Con frecuencia, tratamos de ignorar con todos los medios esta realidad, alejándola del horizonte de nuestro pensamiento. Pero este esfuerzo, además de inútil es inoportuno. La reflexión sobre la muerte, de hecho, es benéfica, pues relativiza muchas realidades secundarias que por desgracia hemos absolutizado, como es el caso precisamente de la riqueza, el éxito, el poder… Por este motivo, un sabio del Antiguo Testamento, Sirácida, advierte: «En todas tus acciones ten presente tu fin, y jamás cometerás pecado» (Eclesiástico, 7, 36).
3. En nuestro Salmo se da un paso decisivo. Si el dinero no logra «liberarnos» de la muerte (Cf. Salmo 48, 8-9), hay uno que puede redimirnos de ese horizonte oscuro y dramático. De hecho, el salmista dice: «Pero a mí, Dios me salva, me saca de las garras del abismo» (versículo 16).
Para el justo se abre un horizonte de esperanza y de inmortalidad. Ante la pregunta planteada al inicio del Salmo –«¿Por qué habré de temer?», versículo 6–, se ofrece ahora la respuesta: «No te preocupes si se enriquece un hombre» (versículo 17).
4. El justo, pobre y humillado en la historia, cuando llega a la última frontera de la vida, no tiene bienes, no tiene nada que ofrecer como «rescate» para detener la muerte y liberarse de su gélido abrazo. Pero llega entonces la gran sorpresa: el mismo Dios ofrece un rescate y arranca de las manos de la muerte a su fiel, pues Él es el único que puede vencer a la muerte, inexorable para las criaturas humanas.
Por este motivo, el salmista invita a «no preocuparse», a no tener envidia del rico que se hace cada vez más arrogante en su gloria (Cf. ibídem), pues, llegada la muerte, será despojado de todo, no podrá llevar consigo ni oro ni plata, ni fama ni éxito (Cf. versículos 18-19). El fiel, por el contrario, no será abandonado por el Señor, que le indicará «el camino de la vida, hartura de goces, delante de tu rostro, a tu derecha, delicias para siempre» (Cf. Salmo 15, 11).

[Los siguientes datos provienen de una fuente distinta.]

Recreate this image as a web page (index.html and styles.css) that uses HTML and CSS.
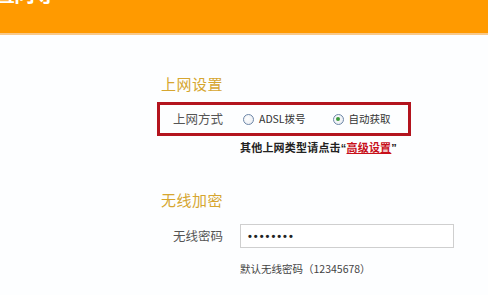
FILE: index.html
```html
<!DOCTYPE html>
<html lang="zh-CN">
<head>
<meta charset="utf-8">
<title>设置向导</title>
<link rel="stylesheet" href="styles.css">
</head>
<body>
<div class="header"><div class="title">设置向导</div></div>
<div class="main">
  <div class="section-title">上网设置</div>
  <div class="mode-box">
    <span class="label">上网方式</span>
    <span class="radio"></span><span class="opt">ADSL拨号</span>
    <span class="radio checked gap"></span><span class="opt">自动获取</span>
  </div>
  <div class="hint bold">其他上网类型请点击<span class="q">“</span><a class="link" href="#">高级设置</a><span class="q">”</span></div>
  <div class="section-title second">无线加密</div>
  <div class="row">
    <span class="label">无线密码</span>
    <div class="input"><span class="dots">••••••••</span></div>
  </div>
  <div class="hint note">默认无线密码（12345678）</div>
</div>
</body>
</html>
```
FILE: styles.css
```css
* { box-sizing: border-box; }
html, body { margin: 0; padding: 0; background: #fdfeff; }
body {
  width: 488px; height: 295px; overflow: hidden;
  font-family: "Noto Sans CJK SC", "Liberation Sans", sans-serif;
}
.header {
  height: 35px;
  background: #ff9a00;
  border-bottom: 2px solid #f8c98c;
  overflow: hidden;
}
.title {
  color: #fff;
  font-size: 21px;
  line-height: 21px;
  font-weight: bold;
  margin-top: -18px;
  margin-left: -26px;
  letter-spacing: -1px;
}
.main { padding: 41px 0 0 157px; }
.section-title {
  color: #d6a630;
  font-size: 15px;
  line-height: 16px;
  padding-left: 4px;
  letter-spacing: 0.5px;
}
.section-title.second { margin-top: 37px; }
.mode-box {
  margin-top: 10px;
  width: 254px;
  height: 34px;
  border: 3px solid #b3141e;
  display: flex;
  align-items: center;
  padding-left: 13px;
}
.label {
  width: 70px;
  font-size: 12.5px;
  color: #555;
  line-height: 14px;
}
.radio {
  width: 11px; height: 11px;
  border-radius: 50%;
  border: 1px solid #6c86a8;
  background: radial-gradient(circle at 40% 40%, #fff 0, #e4e8ee 100%);
  display: flex; align-items: center; justify-content: center;
  margin-right: 5px;
}
.radio.gap { margin-left: 27px; }
.radio.checked::after {
  content: "";
  width: 4px; height: 4px; border-radius: 50%;
  background: #3a9a3a;
}
.opt { font-size: 10.5px; color: #333; line-height: 14px; }
.hint {
  margin-left: 83px;
  font-size: 11px;
  line-height: 14px;
  color: #222;
}
.hint.bold { margin-top: 4px; font-weight: bold; letter-spacing: 0.2px; }
.q { font-family: "Liberation Sans", sans-serif; }
.link { color: #c8101a; text-decoration: underline; }
.row {
  margin-top: 16px;
  display: flex;
  align-items: center;
  padding-left: 16px;
}
.row .label { width: 67px; }
.input {
  width: 214px; height: 24px;
  border: 1px solid #cfcfcf;
  background: #fff;
  display: flex; align-items: center;
  padding-left: 7px;
}
.dots {
  font-family: "Liberation Sans", sans-serif;
  font-size: 11px; font-weight: bold;
  letter-spacing: 2px; color: #222;
}
.hint.note { margin-top: 14px; color: #444; font-size: 10.5px; }
```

5. Entonces podremos pronunciar, como conclusión de la meditación sapiencial del Salmo 48, las palabras de Jesús que nos describe el verdadero tesoro que desafía a la muerte: «No os amontonéis tesoros en la tierra, donde hay polilla y herrumbre que corroen, y ladrones que socavan y roban. Amontonaos más bien tesoros en el cielo, donde no hay polilla ni herrumbre que corroan, ni ladrones que socaven y roben. Porque donde esté tu tesoro, allí estará también tu corazón» (Mateo 6, 19-21).
6. Siguiendo las huellas de las palabras de Cristo, san Ambrosio en su «Comentario al Salmo 48» confirma de manera clara y firme la inconsistencia de las riquezas: «No son más que caducidades y se van más rápidamente de lo que han tardado en venir. Un tesoro de este tipo no es más que un sueño. Te despiertas y ya ha desaparecido, pues el hombre que logre purgar la borrachera de este mundo y apropiarse de la sobriedad de las virtudes, desprecia todo esto y no da valor al dinero» («Comentario a los doce salmos» –«Commento a dodici salmi»–, n. 23: SAEMO, VIII, Milán-Roma 1980, p. 275).
7. El obispo de Milán invita, por tanto, a no dejarse atraer ingenuamente por las riqueza de la gloria humana: «¡No tengas miedo, ni siquiera cuando te des cuenta de que se a agigantado la gloria de algún linaje! Aprende a mirar a fondo con atención, y te resultará algo vacío si no tiene una brizna de la plenitud de la fe». De hecho, antes de que viniera Cristo, el hombre estaba arruinado y vacío: «La desastrosa caída del antiguo Adán nos dejó sin nada, pero hemos sido colmados por la gracia de Cristo. Él se despojó de sí mismo para llenarnos y para hacer que en la carne del hombre demore la plenitud de la virtud». San Ambrosio concluye diciendo que precisamente por este motivo, podemos exclamar ahora con san Juan: «De su plenitud hemos recibido todos gracia sobre gracia» (Juan 1, 16) (Cf. ibídem).